The authors conclude, with commendable circumspection:

'Our experiments provide a conclusive answer about the scalability of GANs: our new architecture can scale up to model sizes that enable text-to-image synthesis. However, the visual quality of our results is not yet comparable to production-grade models like DALL·E 2. Figure 9 [IMAGE BELOW] shows several instances where our method fails to produce high-quality results when compared to DALL·E 2, in terms of photorealism and text-to-image alignment for the same input prompts used in their paper.

'Nevertheless, we have tested capacities well beyond what is possible with a naive approach and achieved competitive visual quality with autoregressive and diffusion models trained with similar resources while being orders of magnitude faster and enabling latent interpolation and stylization.

'Our GigaGAN architecture opens up a whole new design space for large-scale generative models and brings back key editing capabilities that became challenging with the transition to autoregressive and diffusion models. We expect our performance to improve with larger [models].'

The failure cases to which the authors refer in their summary (included above).
The failure cases to which the authors refer in their summary (included above).

Conclusion

Though, as the authors concede, prior projects such as StyleGAN-T and GALIP have approached the same idea, GigaGAN seems to be the first truly fruitful text-to-image GAN-based architecture that can handle hyperscale training volumes while producing some marvelous output (among the various noted failure cases).

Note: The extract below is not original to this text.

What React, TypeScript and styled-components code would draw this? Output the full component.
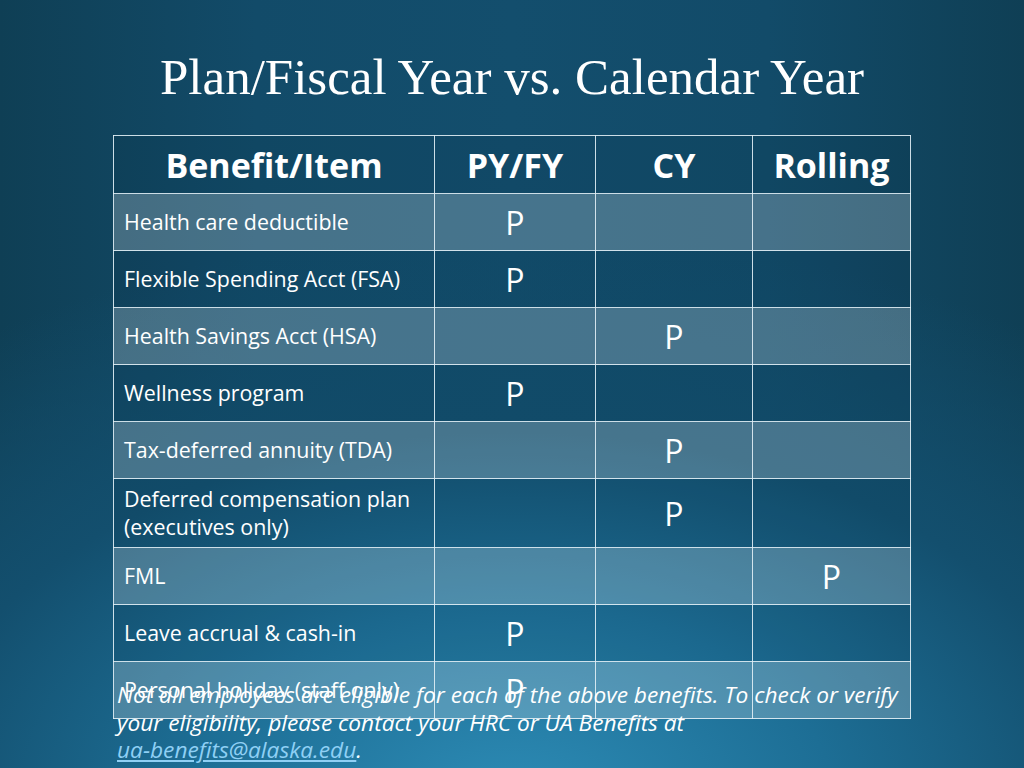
import styled, { createGlobalStyle } from 'styled-components'

const GlobalStyle = createGlobalStyle`
    html, body {
        margin: 0;
        padding: 0;
    }
    body {
        font-family: "Open Sans", "Noto Sans", sans-serif;
    }
`

interface Row {
    item: string[]
    mark: 'py' | 'cy' | 'rolling'
}

const rows: Row[] = [
  { item: ['Health care deductible'], mark: 'py' },
  { item: ['Flexible Spending Acct (FSA)'], mark: 'py' },
  { item: ['Health Savings Acct (HSA)'], mark: 'cy' },
  { item: ['Wellness program'], mark: 'py' },
  { item: ['Tax-deferred annuity (TDA)'], mark: 'cy' },
  { item: ['Deferred compensation plan', '(executives only)'], mark: 'cy' },
  { item: ['FML'], mark: 'rolling' },
  { item: ['Leave accrual & cash-in'], mark: 'py' },
  { item: ['Personal holiday (staff only)'], mark: 'py' }
]

const Slide = styled.div`
    position: relative;
    width: 1024px;
    height: 768px;
    overflow: hidden;
    box-sizing: border-box;
    padding-top: 48px;
    background:
        radial-gradient(ellipse 90% 75% at 50% 105%, #2d8cb6 0%, #1d6e95 35%, #134f6e 65%, transparent 100%),
        linear-gradient(90deg, #0f3f55 0%, #124b69 25%, #134e6d 50%, #124b69 75%, #0f3f55 100%);
    display: flex;
    flex-direction: column;
    align-items: center;
`

const Title = styled.h1`
    margin: 0 0 28px;
    font-family: "Liberation Serif", "Times New Roman", serif;
    font-weight: 400;
    font-size: 51px;
    line-height: 59px;
    color: #ffffff;
`

const Table = styled.table`
    width: 798px;
    border-collapse: collapse;
    table-layout: fixed;
    color: #ffffff;
`

const HeadCell = styled.th<{ $width: string }>`
    width: ${({ $width }) => $width};
    height: 57px;
    padding: 0;
    border: 1.5px solid rgba(225, 238, 245, 0.9);
    font-size: 34px;
    font-weight: 700;
    text-align: center;
    background: rgba(0, 20, 40, 0.08);
`

const BodyRow = styled.tr<{ $light: boolean }>`
    background: ${({ $light }) => ($light ? 'rgba(255, 255, 255, 0.22)' : 'rgba(0, 20, 40, 0.06)')};
`

const ItemCell = styled.td<{ $tall: boolean }>`
    height: ${({ $tall }) => ($tall ? 69 : 57)}px;
    padding: 4px 10px;
    box-sizing: border-box;
    border: 1.5px solid rgba(225, 238, 245, 0.9);
    font-size: 21.4px;
    line-height: 28px;
    vertical-align: middle;
`

const MarkCell = styled.td`
    padding: 0;
    border: 1.5px solid rgba(225, 238, 245, 0.9);
    font-size: 32px;
    text-align: center;
    vertical-align: middle;
`

const Note = styled.p`
    position: absolute;
    left: 117px;
    top: 681px;
    width: 800px;
    margin: 0;
    font-size: 22.7px;
    line-height: 27.5px;
    font-style: italic;
    color: #ffffff;
`

const Mail = styled.a`
    color: #8fd0f5;
    text-decoration: underline;
    white-space: nowrap;
`

const App = () => {
  return (
        <>
            <GlobalStyle />
            <Slide>
                <Title>Plan/Fiscal Year vs. Calendar Year</Title>
                <Table>
                    <thead>
                        <tr>
                            <HeadCell $width="40.35%">Benefit/Item</HeadCell>
                            <HeadCell $width="20.18%">PY/FY</HeadCell>
                            <HeadCell $width="19.67%">CY</HeadCell>
                            <HeadCell $width="19.8%">Rolling</HeadCell>
                        </tr>
                    </thead>
                    <tbody>
                        {rows.map((row, i) => (
                            <BodyRow key={row.item[0]} $light={i % 2 === 0}>
                                <ItemCell $tall={row.item.length > 1}>
                                    {row.item.map((line, j) => (
                                        <span key={line}>{j > 0 && <br />}{line}</span>
                                    ))}
                                </ItemCell>
                                <MarkCell>{row.mark === 'py' ? 'P' : ''}</MarkCell>
                                <MarkCell>{row.mark === 'cy' ? 'P' : ''}</MarkCell>
                                <MarkCell>{row.mark === 'rolling' ? 'P' : ''}</MarkCell>
                            </BodyRow>
                        ))}
                    </tbody>
                </Table>
                <Note>
                    Not all employees are eligible for each of the above benefits. To check or verify your eligibility, please contact your HRC or UA Benefits at{' '}
                    <Mail href="mailto:ua-benefits@alaska.edu">ua-benefits@alaska.edu</Mail>.
                </Note>
            </Slide>
        </>
  )
}

export default App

Additionally, the upscaling system, if it performs as impressively in the wild (and in other systems) as the authors claim, could offer a new level of quality for high resolution output.

Ultimately, nothing much more can be known until a public implementation (if it ever comes) reveals the extent of necessary local computing resources, and the various other factors that can make the difference between a quantum leap and a short hop.